A steadying eye will help stroke victims walk

An Israeli professor has developed a virtual reality device that improves the walking speed and steadiness of stroke victims and Parkinson’s disease sufferers.

Use of the system should help patients remain active, which is known to slow the progression of the disease.

While a healthy person’s brain provides signals that help with balance, co-ordination and orientation, those with Parkinson’s or whose brain has been damaged after suffering a stroke lack these normal biofeedback mechanisms.

Following a stumble their brain finds it hard to process data to allow them to correct their movement and prevent a fall. So they develop a distinctive slow, shuffling gait.After learning that Parkinson’s patients walk better on tiled floors owing to the level of orientation this provides, Prof Yoram Baram of the Technion-Israel Institute of Technology in Haifa developed a device consisting of a Walkman-sized computer with a tiny unit that clips on to the user’s glasses.

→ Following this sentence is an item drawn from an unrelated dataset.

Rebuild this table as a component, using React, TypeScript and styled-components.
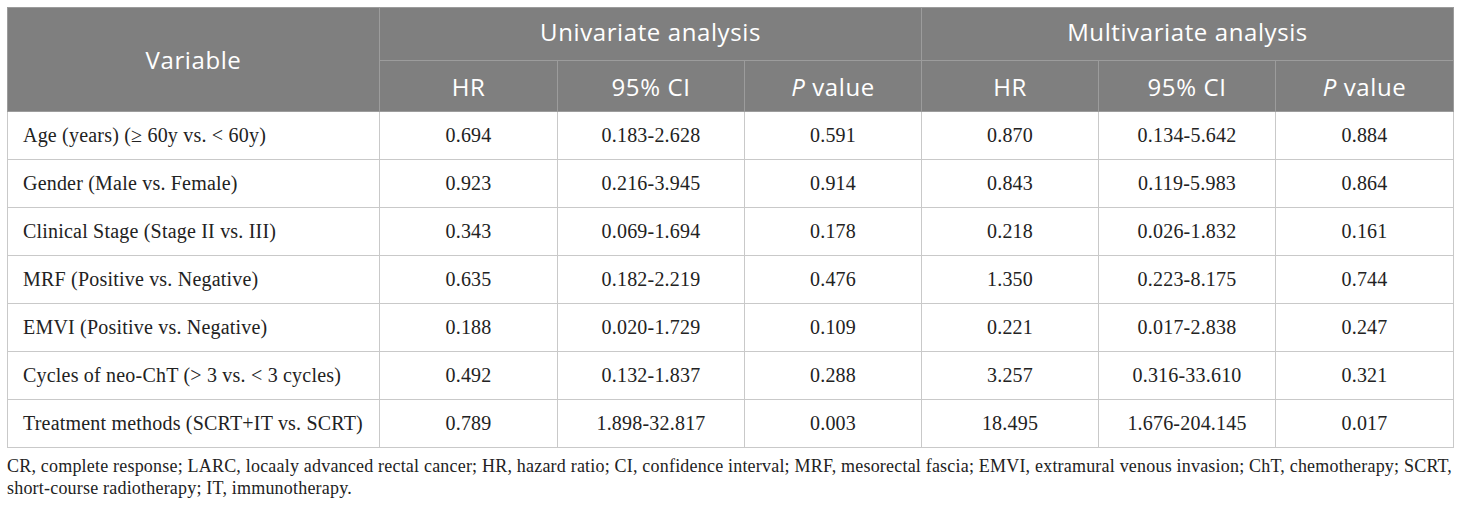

The unit provides a visual image of a virtual tiled floor which responds to the user’s motion. So it is stationary when the user is and moves and turns as they do, even when navigating rough terrain or stairs.

Improved speed and gait

The patented innovation is the first of its kind to respond to the patient’s movements rather than just providing a constant visual display. The image provides artificial biofeedback to the user’s brain without blocking their view of their surroundings, allowing them to improve their speed and gait and so remain active.

‘The patient sees a picture of the virtual floor displayed on one eye,’ said Baram, who previously worked for NASA developing visual imagery technology to help low-flying pilots with their navigation.

‘The tile patterns provide continuous, stabilising visual information which safeguards against stumbling and falling while walking.’

In clinical tests on over 40 stroke and Parkinson’s victims, all patients walked better. Some experienced drastic improvement similar to the effects of medication or brain surgery.

The trials also suggested that the device might have long term effects as those using the device found improvements in their walking continued for some time, even after removing it.

Baram is now working on methods for shrinking the device to the size of a cigarette lighter, using components that will allow it to be sold for around £140.